Boolean algebra: simplify (A+B)$’C’$(C+D)

Question

I need to solve / simplify the output of a logic circuit. The output is $(A+B)'C'(C+D)$

I wrote the truth table and it returns 0 in all outputs. I tried to solve it using laws of boolean algebra:

$(A+B)' = A'B'$

And $C′(C+D) = (C′C + C′D)$

$C′C = 0$ [Boolean law $A.A′ = 0$]

Does that mean $(C′C + C′D) = 0$ as well?

If that's the case, the result of the entire output would be zero. Am I right or is there any mistakes? Is there any other law applied here?

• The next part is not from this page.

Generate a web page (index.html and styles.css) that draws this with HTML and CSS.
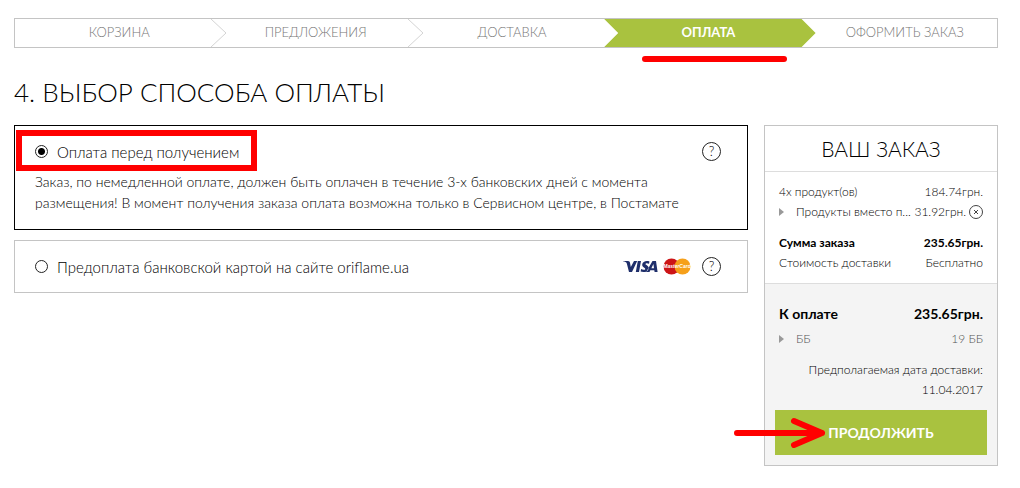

Update: I made a mistake in the truth table. It doesn't return zero in all outputs.

Answer 1

$C'C=0$ will not imply $C'C + C'D=0$, and $C'C + C'D=1$ when $C=0,D=1.$
Here is how to simplify the expression:

\begin{align} &(A+B)'C'(C+D)\\ &\equiv(A'B')C'(C+D)\tag*{de Morgan’s Theorem}\\ &\equiv(A'B')(C'C+C'D)\tag*{Distributive law}\\ &\equiv(A'B')(0+C'D)\tag*{Complement}\\ &\equiv(A'B')(C'D)\tag*{Identity}\\ \end{align} Hence it has A'B'C'D as it's minimal CNF&DNF form.